** What the exercise asks **
Copy all the material below, exactly as it stands.
>>>
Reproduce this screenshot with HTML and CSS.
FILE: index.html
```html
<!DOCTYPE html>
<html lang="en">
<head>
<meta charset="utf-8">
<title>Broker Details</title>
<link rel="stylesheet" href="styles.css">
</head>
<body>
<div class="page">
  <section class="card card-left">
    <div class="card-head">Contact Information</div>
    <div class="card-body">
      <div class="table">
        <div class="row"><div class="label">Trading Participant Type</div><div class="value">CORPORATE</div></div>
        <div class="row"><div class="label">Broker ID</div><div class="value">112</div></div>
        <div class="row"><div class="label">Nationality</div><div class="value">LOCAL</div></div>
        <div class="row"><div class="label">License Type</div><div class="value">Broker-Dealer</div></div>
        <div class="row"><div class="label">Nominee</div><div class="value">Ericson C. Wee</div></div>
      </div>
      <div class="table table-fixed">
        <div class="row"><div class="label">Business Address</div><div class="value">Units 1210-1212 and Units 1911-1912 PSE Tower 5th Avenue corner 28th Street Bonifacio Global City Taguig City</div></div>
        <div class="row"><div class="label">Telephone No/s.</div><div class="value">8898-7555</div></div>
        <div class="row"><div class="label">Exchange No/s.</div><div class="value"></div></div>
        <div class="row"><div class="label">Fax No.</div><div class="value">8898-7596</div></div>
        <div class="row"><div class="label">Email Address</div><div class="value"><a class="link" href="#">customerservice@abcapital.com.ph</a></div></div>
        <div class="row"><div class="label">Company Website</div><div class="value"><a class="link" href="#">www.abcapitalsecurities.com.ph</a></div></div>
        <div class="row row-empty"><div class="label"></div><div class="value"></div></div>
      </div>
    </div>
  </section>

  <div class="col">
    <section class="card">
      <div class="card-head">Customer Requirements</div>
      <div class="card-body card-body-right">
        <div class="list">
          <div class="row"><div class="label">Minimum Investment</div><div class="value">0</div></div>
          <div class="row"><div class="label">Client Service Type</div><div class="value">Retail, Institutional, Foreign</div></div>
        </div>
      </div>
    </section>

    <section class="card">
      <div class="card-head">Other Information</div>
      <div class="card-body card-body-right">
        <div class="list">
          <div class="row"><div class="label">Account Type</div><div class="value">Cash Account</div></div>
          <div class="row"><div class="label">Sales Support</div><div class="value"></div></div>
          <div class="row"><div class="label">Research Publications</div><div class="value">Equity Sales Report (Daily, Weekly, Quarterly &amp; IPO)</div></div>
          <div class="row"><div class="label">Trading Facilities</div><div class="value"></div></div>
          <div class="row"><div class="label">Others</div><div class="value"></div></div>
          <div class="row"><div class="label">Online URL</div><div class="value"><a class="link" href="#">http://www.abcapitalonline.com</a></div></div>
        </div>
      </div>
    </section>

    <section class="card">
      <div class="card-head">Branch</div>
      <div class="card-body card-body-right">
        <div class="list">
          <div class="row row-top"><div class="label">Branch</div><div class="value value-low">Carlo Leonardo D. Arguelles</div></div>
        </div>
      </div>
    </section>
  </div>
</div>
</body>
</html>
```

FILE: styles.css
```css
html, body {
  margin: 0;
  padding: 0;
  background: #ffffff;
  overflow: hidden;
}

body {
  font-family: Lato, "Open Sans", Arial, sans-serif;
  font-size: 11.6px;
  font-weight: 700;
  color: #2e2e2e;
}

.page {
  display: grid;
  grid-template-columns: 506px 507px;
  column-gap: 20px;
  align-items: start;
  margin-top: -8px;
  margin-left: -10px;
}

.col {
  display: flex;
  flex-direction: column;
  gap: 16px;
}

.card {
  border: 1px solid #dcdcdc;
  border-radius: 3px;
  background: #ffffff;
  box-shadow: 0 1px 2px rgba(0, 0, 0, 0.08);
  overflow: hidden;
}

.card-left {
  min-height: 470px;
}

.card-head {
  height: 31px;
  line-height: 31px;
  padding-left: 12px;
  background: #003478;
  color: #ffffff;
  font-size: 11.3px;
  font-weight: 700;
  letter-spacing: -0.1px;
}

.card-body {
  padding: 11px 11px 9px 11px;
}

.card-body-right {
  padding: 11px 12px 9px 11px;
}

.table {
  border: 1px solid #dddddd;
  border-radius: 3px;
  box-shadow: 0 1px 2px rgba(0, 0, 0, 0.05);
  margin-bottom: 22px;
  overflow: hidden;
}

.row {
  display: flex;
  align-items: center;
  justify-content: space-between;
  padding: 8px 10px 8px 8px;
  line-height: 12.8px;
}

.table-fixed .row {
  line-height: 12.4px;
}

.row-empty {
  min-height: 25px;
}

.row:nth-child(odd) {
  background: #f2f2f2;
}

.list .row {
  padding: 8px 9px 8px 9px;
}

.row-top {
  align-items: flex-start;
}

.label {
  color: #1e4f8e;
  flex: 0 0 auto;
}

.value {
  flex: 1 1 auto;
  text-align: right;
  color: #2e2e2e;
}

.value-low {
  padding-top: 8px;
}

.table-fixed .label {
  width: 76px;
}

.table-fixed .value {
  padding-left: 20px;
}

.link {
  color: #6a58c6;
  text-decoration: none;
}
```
<<<
** The solution **
Reproduce this screenshot with HTML and CSS.
FILE: index.html
```html
<!DOCTYPE html>
<html lang="en">
<head>
<meta charset="utf-8">
<title>Broker Details</title>
<link rel="stylesheet" href="styles.css">
</head>
<body>
<div class="page">
  <section class="card card-left">
    <div class="card-head">Contact Information</div>
    <div class="card-body">
      <div class="table">
        <div class="row"><div class="label">Trading Participant Type</div><div class="value">CORPORATE</div></div>
        <div class="row"><div class="label">Broker ID</div><div class="value">112</div></div>
        <div class="row"><div class="label">Nationality</div><div class="value">LOCAL</div></div>
        <div class="row"><div class="label">License Type</div><div class="value">Broker-Dealer</div></div>
        <div class="row"><div class="label">Nominee</div><div class="value">Ericson C. Wee</div></div>
      </div>
      <div class="table table-fixed">
        <div class="row"><div class="label">Business Address</div><div class="value">Units 1210-1212 and Units 1911-1912 PSE Tower 5th Avenue corner 28th Street Bonifacio Global City Taguig City</div></div>
        <div class="row"><div class="label">Telephone No/s.</div><div class="value">8898-7555</div></div>
        <div class="row"><div class="label">Exchange No/s.</div><div class="value"></div></div>
        <div class="row"><div class="label">Fax No.</div><div class="value">8898-7596</div></div>
        <div class="row"><div class="label">Email Address</div><div class="value"><a class="link" href="#">customerservice@abcapital.com.ph</a></div></div>
        <div class="row"><div class="label">Company Website</div><div class="value"><a class="link" href="#">www.abcapitalsecurities.com.ph</a></div></div>
        <div class="row row-empty"><div class="label"></div><div class="value"></div></div>
      </div>
    </div>
  </section>

  <div class="col">
    <section class="card">
      <div class="card-head">Customer Requirements</div>
      <div class="card-body card-body-right">
        <div class="list">
          <div class="row"><div class="label">Minimum Investment</div><div class="value">0</div></div>
          <div class="row"><div class="label">Client Service Type</div><div class="value">Retail, Institutional, Foreign</div></div>
        </div>
      </div>
    </section>

    <section class="card">
      <div class="card-head">Other Information</div>
      <div class="card-body card-body-right">
        <div class="list">
          <div class="row"><div class="label">Account Type</div><div class="value">Cash Account</div></div>
          <div class="row"><div class="label">Sales Support</div><div class="value"></div></div>
          <div class="row"><div class="label">Research Publications</div><div class="value">Equity Sales Report (Daily, Weekly, Quarterly &amp; IPO)</div></div>
          <div class="row"><div class="label">Trading Facilities</div><div class="value"></div></div>
          <div class="row"><div class="label">Others</div><div class="value"></div></div>
          <div class="row"><div class="label">Online URL</div><div class="value"><a class="link" href="#">http://www.abcapitalonline.com</a></div></div>
        </div>
      </div>
    </section>

    <section class="card">
      <div class="card-head">Branch</div>
      <div class="card-body card-body-right">
        <div class="list">
          <div class="row row-top"><div class="label">Branch</div><div class="value value-low">Carlo Leonardo D. Arguelles</div></div>
        </div>
      </div>
    </section>
  </div>
</div>
</body>
</html>
```

FILE: styles.css
```css
html, body {
  margin: 0;
  padding: 0;
  background: #ffffff;
  overflow: hidden;
}

body {
  font-family: Lato, "Open Sans", Arial, sans-serif;
  font-size: 11.6px;
  font-weight: 700;
  color: #2e2e2e;
}

.page {
  display: grid;
  grid-template-columns: 506px 507px;
  column-gap: 20px;
  align-items: start;
  margin-top: -8px;
  margin-left: -10px;
}

.col {
  display: flex;
  flex-direction: column;
  gap: 16px;
}

.card {
  border: 1px solid #dcdcdc;
  border-radius: 3px;
  background: #ffffff;
  box-shadow: 0 1px 2px rgba(0, 0, 0, 0.08);
  overflow: hidden;
}

.card-left {
  min-height: 470px;
}

.card-head {
  height: 31px;
  line-height: 31px;
  padding-left: 12px;
  background: #003478;
  color: #ffffff;
  font-size: 11.3px;
  font-weight: 700;
  letter-spacing: -0.1px;
}

.card-body {
  padding: 11px 11px 9px 11px;
}

.card-body-right {
  padding: 11px 12px 9px 11px;
}

.table {
  border: 1px solid #dddddd;
  border-radius: 3px;
  box-shadow: 0 1px 2px rgba(0, 0, 0, 0.05);
  margin-bottom: 22px;
  overflow: hidden;
}

.row {
  display: flex;
  align-items: center;
  justify-content: space-between;
  padding: 8px 10px 8px 8px;
  line-height: 12.8px;
}

.table-fixed .row {
  line-height: 12.4px;
}

.row-empty {
  min-height: 25px;
}

.row:nth-child(odd) {
  background: #f2f2f2;
}

.list .row {
  padding: 8px 9px 8px 9px;
}

.row-top {
  align-items: flex-start;
}

.label {
  color: #1e4f8e;
  flex: 0 0 auto;
}

.value {
  flex: 1 1 auto;
  text-align: right;
  color: #2e2e2e;
}

.value-low {
  padding-top: 8px;
}

.table-fixed .label {
  width: 76px;
}

.table-fixed .value {
  padding-left: 20px;
}

.link {
  color: #6a58c6;
  text-decoration: none;
}
```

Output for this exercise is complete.